**Your task**: Wherever the word "components" appears in a line, extract that line.

**Input records**:

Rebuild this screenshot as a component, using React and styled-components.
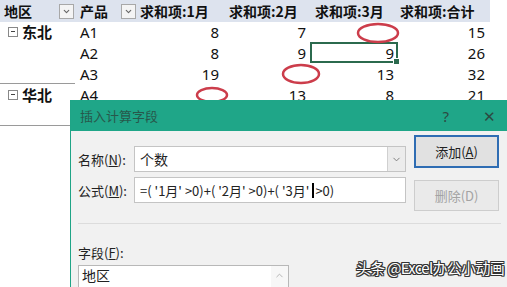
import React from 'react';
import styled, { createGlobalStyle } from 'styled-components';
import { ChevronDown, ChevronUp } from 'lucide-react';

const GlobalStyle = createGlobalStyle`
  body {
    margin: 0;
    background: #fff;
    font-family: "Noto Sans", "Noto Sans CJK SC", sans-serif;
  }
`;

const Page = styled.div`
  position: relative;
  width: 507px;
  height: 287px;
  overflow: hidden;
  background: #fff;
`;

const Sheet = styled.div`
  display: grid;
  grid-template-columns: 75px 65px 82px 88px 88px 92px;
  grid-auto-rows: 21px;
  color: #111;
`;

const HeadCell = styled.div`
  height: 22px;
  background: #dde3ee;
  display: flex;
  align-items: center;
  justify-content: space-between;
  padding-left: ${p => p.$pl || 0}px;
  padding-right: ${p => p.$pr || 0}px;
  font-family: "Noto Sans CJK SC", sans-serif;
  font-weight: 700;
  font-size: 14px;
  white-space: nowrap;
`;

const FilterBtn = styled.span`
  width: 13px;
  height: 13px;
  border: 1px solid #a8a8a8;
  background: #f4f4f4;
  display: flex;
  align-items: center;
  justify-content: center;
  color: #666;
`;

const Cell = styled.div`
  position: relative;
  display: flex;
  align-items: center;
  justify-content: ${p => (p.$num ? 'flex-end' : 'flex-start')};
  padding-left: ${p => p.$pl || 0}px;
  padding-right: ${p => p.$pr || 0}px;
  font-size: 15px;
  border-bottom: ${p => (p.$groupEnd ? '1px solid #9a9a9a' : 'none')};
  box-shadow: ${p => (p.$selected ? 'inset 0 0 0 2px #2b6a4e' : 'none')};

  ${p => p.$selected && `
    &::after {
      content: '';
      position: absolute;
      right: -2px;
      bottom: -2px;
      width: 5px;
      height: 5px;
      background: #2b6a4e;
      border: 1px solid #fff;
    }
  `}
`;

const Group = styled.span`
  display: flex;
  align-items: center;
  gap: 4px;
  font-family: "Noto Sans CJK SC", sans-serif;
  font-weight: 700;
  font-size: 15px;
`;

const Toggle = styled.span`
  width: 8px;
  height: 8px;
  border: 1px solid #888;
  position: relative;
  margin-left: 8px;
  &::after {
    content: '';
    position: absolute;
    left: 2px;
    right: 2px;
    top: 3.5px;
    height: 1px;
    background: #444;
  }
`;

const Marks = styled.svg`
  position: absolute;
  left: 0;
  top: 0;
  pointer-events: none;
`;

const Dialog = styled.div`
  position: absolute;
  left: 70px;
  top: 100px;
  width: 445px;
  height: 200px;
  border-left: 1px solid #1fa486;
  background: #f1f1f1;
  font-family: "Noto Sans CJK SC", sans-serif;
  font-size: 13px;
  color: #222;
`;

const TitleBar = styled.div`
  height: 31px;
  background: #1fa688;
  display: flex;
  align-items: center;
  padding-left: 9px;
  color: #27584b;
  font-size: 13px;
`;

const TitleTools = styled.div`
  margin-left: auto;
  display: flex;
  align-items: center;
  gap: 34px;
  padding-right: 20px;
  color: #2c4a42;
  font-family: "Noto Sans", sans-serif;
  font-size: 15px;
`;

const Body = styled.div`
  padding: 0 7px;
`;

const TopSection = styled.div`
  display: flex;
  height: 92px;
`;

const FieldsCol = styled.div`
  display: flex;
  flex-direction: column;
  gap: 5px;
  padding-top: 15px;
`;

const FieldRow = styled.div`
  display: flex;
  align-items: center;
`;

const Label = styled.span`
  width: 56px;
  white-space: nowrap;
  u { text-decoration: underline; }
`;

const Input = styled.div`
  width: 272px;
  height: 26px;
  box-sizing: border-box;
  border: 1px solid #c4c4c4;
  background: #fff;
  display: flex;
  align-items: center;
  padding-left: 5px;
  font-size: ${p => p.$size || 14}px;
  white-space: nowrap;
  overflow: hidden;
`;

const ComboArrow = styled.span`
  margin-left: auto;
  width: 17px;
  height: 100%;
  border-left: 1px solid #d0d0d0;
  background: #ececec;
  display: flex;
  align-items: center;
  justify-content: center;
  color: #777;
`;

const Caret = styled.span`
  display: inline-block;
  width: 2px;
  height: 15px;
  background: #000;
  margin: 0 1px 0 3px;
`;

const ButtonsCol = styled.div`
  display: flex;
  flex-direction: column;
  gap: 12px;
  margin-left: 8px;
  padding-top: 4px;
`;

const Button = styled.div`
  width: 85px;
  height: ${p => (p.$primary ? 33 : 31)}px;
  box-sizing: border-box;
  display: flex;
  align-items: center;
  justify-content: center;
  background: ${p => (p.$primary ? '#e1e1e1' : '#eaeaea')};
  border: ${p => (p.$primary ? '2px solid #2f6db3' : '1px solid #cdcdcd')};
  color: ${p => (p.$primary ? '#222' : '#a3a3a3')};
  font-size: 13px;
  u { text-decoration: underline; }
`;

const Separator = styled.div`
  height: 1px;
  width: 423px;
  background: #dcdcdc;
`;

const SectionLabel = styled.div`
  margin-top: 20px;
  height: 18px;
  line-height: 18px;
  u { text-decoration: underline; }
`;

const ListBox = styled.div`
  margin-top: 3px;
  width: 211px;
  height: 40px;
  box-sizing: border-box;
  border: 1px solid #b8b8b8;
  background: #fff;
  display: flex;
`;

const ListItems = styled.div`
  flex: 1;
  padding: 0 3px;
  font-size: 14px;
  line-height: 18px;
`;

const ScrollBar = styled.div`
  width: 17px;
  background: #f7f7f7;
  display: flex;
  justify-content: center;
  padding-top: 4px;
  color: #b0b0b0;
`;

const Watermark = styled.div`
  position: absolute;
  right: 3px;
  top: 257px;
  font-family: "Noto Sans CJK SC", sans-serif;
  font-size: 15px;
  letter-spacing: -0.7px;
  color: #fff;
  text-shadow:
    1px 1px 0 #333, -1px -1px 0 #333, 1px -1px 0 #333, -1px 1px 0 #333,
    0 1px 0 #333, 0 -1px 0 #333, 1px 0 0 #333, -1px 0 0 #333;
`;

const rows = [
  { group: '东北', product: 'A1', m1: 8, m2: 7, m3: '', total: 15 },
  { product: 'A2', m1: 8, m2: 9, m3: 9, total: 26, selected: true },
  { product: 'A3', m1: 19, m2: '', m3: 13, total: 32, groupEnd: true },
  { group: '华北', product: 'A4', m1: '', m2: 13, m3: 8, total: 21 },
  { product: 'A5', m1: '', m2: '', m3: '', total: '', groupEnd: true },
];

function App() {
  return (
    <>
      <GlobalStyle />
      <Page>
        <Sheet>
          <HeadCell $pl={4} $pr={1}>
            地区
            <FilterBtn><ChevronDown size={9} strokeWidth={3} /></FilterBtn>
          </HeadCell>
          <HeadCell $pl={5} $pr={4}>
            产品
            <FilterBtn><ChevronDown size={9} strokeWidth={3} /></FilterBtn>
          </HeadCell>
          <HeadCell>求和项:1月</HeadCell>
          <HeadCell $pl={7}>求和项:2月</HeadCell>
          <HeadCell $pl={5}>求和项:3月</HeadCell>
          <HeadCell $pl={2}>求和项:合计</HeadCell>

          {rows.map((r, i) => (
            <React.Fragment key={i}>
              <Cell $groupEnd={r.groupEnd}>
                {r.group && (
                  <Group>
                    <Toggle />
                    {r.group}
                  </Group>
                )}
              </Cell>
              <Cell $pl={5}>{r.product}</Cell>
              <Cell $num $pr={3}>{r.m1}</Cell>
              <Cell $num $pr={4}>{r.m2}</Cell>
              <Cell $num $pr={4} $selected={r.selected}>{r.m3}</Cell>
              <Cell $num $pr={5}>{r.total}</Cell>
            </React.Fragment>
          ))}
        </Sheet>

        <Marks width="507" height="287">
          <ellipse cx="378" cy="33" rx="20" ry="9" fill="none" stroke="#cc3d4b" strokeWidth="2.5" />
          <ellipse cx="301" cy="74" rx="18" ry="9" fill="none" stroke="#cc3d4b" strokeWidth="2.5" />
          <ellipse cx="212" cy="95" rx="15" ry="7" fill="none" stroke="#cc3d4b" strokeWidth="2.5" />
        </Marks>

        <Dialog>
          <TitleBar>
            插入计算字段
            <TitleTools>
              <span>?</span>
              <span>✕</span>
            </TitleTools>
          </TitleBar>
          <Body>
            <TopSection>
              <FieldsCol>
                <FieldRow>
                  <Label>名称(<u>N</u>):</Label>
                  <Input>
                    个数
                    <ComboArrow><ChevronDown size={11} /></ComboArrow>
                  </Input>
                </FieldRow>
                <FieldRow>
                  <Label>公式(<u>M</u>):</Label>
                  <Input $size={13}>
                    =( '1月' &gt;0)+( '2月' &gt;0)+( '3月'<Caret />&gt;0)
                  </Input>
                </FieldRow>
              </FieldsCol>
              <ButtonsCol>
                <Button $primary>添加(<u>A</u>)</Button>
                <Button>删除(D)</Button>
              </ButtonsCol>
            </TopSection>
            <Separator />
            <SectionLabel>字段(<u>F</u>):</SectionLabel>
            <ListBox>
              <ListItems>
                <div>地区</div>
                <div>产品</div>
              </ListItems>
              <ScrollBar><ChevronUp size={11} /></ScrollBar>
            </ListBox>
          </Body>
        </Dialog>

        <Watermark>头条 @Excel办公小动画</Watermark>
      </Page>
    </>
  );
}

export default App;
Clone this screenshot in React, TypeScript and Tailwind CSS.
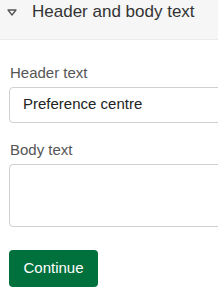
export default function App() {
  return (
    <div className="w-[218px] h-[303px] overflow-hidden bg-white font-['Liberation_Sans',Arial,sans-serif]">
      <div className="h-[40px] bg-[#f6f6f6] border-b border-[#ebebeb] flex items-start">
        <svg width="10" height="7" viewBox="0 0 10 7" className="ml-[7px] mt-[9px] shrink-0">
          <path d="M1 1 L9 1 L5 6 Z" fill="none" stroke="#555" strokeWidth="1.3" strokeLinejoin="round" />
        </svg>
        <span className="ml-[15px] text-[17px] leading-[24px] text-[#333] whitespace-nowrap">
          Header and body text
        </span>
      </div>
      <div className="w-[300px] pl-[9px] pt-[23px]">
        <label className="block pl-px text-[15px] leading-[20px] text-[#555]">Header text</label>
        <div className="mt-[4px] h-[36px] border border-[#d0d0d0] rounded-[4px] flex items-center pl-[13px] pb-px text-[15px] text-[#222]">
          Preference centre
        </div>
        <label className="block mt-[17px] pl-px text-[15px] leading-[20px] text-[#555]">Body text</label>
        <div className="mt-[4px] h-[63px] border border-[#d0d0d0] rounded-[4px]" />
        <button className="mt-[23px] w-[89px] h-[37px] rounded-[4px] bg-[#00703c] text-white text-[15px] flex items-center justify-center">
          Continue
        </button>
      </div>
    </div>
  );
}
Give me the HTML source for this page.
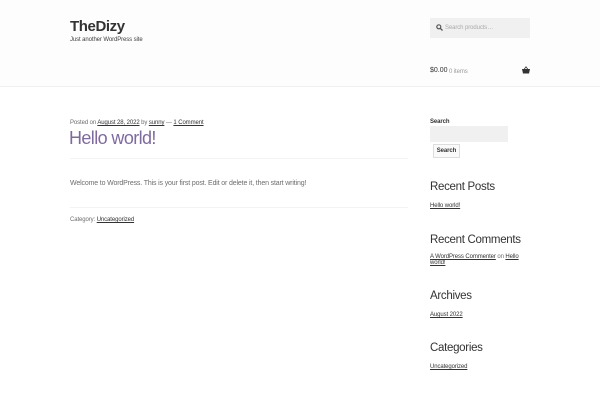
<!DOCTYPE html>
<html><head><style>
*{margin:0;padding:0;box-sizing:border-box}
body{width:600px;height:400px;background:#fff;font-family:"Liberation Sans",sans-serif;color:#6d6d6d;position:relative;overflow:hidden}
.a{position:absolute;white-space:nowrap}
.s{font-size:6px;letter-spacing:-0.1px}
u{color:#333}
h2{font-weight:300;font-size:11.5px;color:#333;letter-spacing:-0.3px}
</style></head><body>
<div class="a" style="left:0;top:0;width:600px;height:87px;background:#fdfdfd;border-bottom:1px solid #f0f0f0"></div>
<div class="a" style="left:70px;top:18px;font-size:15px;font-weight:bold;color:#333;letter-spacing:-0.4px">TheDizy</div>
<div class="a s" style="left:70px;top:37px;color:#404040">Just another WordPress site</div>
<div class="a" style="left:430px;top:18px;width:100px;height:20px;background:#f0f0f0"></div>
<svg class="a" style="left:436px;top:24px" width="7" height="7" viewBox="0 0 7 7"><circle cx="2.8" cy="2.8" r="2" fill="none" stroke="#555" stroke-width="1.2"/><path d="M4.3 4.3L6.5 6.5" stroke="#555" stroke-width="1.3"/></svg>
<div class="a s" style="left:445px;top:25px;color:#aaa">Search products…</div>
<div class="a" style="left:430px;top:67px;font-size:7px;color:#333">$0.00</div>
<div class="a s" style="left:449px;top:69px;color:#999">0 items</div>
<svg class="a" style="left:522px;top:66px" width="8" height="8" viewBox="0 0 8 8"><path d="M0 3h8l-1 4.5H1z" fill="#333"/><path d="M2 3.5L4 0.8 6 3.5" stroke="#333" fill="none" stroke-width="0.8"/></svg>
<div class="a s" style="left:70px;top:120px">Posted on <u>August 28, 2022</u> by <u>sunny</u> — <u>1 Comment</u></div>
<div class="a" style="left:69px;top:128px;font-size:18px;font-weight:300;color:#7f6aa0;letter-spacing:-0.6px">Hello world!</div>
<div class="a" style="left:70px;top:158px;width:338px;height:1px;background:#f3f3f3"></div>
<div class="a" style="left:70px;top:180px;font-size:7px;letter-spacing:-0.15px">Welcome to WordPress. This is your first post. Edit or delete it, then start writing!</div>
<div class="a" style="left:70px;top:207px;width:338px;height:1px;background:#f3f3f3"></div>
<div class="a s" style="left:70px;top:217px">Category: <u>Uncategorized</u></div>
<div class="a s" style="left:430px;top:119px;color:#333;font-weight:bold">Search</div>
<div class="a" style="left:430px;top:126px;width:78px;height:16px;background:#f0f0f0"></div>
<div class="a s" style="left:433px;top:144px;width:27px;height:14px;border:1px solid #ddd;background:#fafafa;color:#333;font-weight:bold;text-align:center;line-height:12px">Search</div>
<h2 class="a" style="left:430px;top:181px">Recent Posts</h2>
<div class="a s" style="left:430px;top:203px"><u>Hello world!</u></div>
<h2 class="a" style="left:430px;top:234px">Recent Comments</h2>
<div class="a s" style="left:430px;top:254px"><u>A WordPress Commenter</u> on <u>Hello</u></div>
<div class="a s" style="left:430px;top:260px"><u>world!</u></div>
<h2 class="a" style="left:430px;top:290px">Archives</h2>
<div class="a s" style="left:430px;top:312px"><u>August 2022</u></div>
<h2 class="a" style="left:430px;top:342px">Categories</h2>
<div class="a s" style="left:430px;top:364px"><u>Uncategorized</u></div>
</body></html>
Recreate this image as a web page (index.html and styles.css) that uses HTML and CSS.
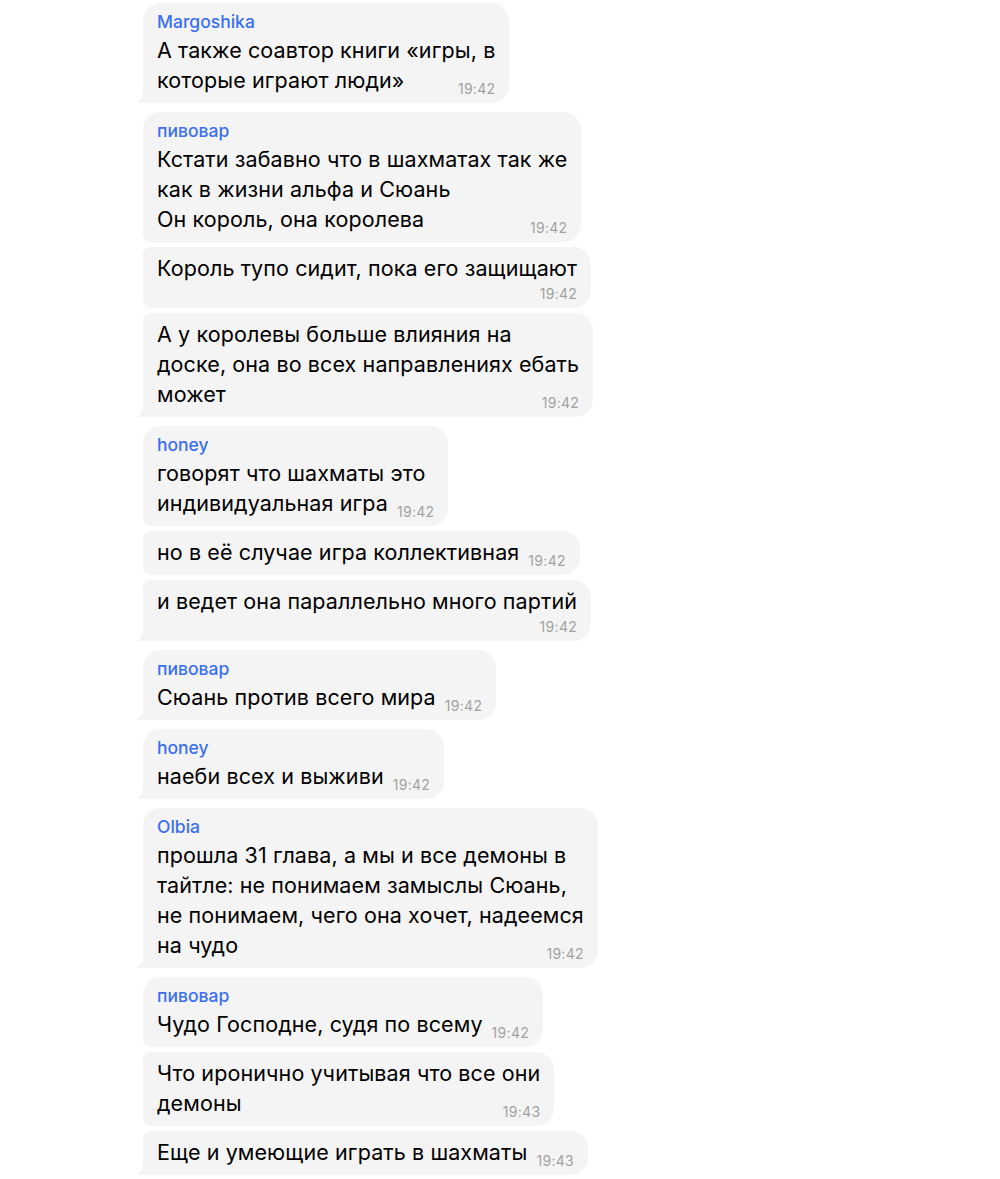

**Output of the exercise**:
Rebuild this screenshot as a component, using React and styled-components.
import styled, { createGlobalStyle } from 'styled-components';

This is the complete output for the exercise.